Insanity occupies a central place in the play and is associated with both disorder and hidden wisdom. The Fool, who offers Lear insight in the early sections of the play, offers his counsel in a seemingly mad babble. Later, when Lear himself goes mad, the turmoil in his mind mirrors the chaos that has descended upon his kingdom. At the same time, however, it also provides him with important wisdom by reducing him to his bare humanity, stripped of all royal pretensions. Lear thus learns humility. He is joined in his real madness by Edgar’s feigned insanity, which also contains nuggets of wisdom for the king to mine. Meanwhile, Edgar’s time as a supposedly insane beggar hardens him and prepares him to defeat Edmund at the close of the play.
Read more about madness in Shakespeare’s Hamlet.
Betrayals play a critical role in the play and show the workings of wickedness in both the familial and political realms—here, brothers betray brothers and children betray fathers. Goneril and Regan’s betrayal of Lear raises them to power in Britain, where Edmund, who has betrayed both Edgar and Gloucester, joins them. However, the play suggests that betrayers inevitably turn on one another, showing how Goneril and Regan fall out when they both become attracted to Edmund, and how their jealousies of one another ultimately lead to mutual destruction. Additionally, it is important to remember that the entire play is set in motion by Lear’s blind, foolish betrayal of Cordelia’s love for him, which reinforces that at the heart of every betrayal lies a skewed set of values.
The play makes consistent use of clothing imagery, often to highlight the shallowness of appearances. Characters who have shown loyalty, like Edgar and Kent, are forced to disguise themselves in poorer clothing or go naked. This mismatch between inner and outer value reveals the skewed priorities and judgments of Lear and Gloucester.

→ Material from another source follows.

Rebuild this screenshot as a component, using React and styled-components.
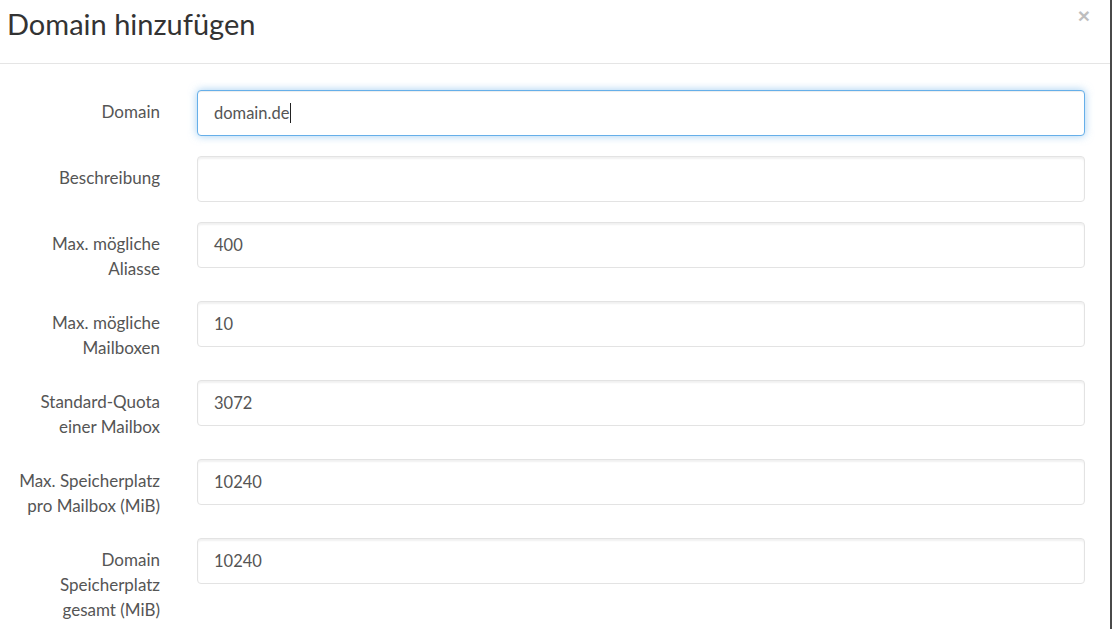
import React from "react";
import styled, { createGlobalStyle } from "styled-components";

const GlobalStyle = createGlobalStyle`
  html, body {
    margin: 0;
    padding: 0;
    height: 100%;
    background: #4a4a4a;
  }
  body {
    font-family: Lato, "Open Sans", sans-serif;
    color: #555;
    overflow: hidden;
  }
`;

const Backdrop = styled.div`
  display: flex;
  height: 629px;
  width: 1112px;
`;

const Modal = styled.div`
  width: 1110px;
  height: 100%;
  background: #fff;
  display: flex;
  flex-direction: column;
  overflow: hidden;
`;

const Header = styled.header`
  flex-shrink: 0;
  display: flex;
  align-items: flex-start;
  justify-content: space-between;
  height: 64px;
  box-sizing: border-box;
  padding: 5px 20px 0 7px;
  border-bottom: 1px solid #e5e5e5;
`;

const Title = styled.h4`
  margin: 0;
  font-size: 29px;
  font-weight: 400;
  line-height: 38px;
  color: #333;
`;

const Close = styled.button`
  border: 0;
  background: none;
  padding: 0;
  margin-top: -3px;
  font-family: "Liberation Sans", Arial, sans-serif;
  font-size: 21px;
  font-weight: 700;
  line-height: 28px;
  color: #000;
  opacity: 0.25;
  cursor: pointer;
`;

const Body = styled.form`
  flex-shrink: 0;
  padding: 26px 25px 0 0;
  display: flex;
  flex-direction: column;
`;

const Row = styled.div`
  display: grid;
  grid-template-columns: 160px 1fr;
  column-gap: 37px;
  align-items: start;
  margin-bottom: 20px;
`;

const Label = styled.label`
  text-align: right;
  font-size: 17px;
  line-height: 25px;
  padding-top: 9px;
  color: #555;
`;

const Field = styled.div`
  height: 46px;
  box-sizing: border-box;
  display: flex;
  align-items: center;
  padding: 0 16px;
  font-size: 16.5px;
  color: #555;
  background: #fff;
  border-radius: 4px;
  border: 1px solid ${(p) => (p.$focus ? "#66afe9" : "#e3e3e3")};
  box-shadow: ${(p) =>
    p.$focus
      ? "inset 0 1px 1px rgba(0,0,0,.075), 0 0 8px rgba(102,175,233,.6)"
      : "inset 0 2px 2px rgba(0,0,0,.06)"};
`;

const Caret = styled.span`
  display: inline-block;
  width: 1px;
  height: 20px;
  background: #222;
  margin-left: 1px;
`;

const fields = [
  { label: ["Domain"], value: "domain.de", focus: true },
  { label: ["Beschreibung"], value: "" },
  { label: ["Max. mögliche", "Aliasse"], value: "400" },
  { label: ["Max. mögliche", "Mailboxen"], value: "10" },
  { label: ["Standard-Quota", "einer Mailbox"], value: "3072" },
  { label: ["Max. Speicherplatz", "pro Mailbox (MiB)"], value: "10240" },
  { label: ["Domain", "Speicherplatz", "gesamt (MiB)"], value: "10240" },
];

const App = () => {
  return (
    <>
      <GlobalStyle />
      <Backdrop>
        <Modal>
          <Header>
            <Title>Domain hinzufügen</Title>
            <Close type="button">×</Close>
          </Header>
          <Body>
            {fields.map((f, i) => (
              <Row key={i}>
                <Label>
                  {f.label.map((line, j) => (
                    <div key={j}>{line}</div>
                  ))}
                </Label>
                <Field $focus={f.focus}>
                  {f.value}
                  {f.focus && <Caret />}
                </Field>
              </Row>
            ))}
          </Body>
        </Modal>
      </Backdrop>
    </>
  );
};
export default App;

From Acts 1 to 4, King Lear slowly removes his clothes, beginning with his crown. To describe giving up his role as king, Lear uses the word “divest,” which comes from the Old French desvestir, meaning “to undress.” When he faces the storm in Act 3, he shouts, “Off, off, you lendings.” The word “lendings” to refer to his clothes emphasizes that his clothes are not inherently a part of him. He can put them on and cast them off at will. Lear faces the storm naked as if to discover who he is beneath the trappings of power. As he notes in Act 4.6, “robes and furred gowns hide all.” In other words, fancy garments can conceal true intentions. After Lear is rescued by Cordelia, she asks that he be put in proper clothes, symbolizing a partial return to sanity and status.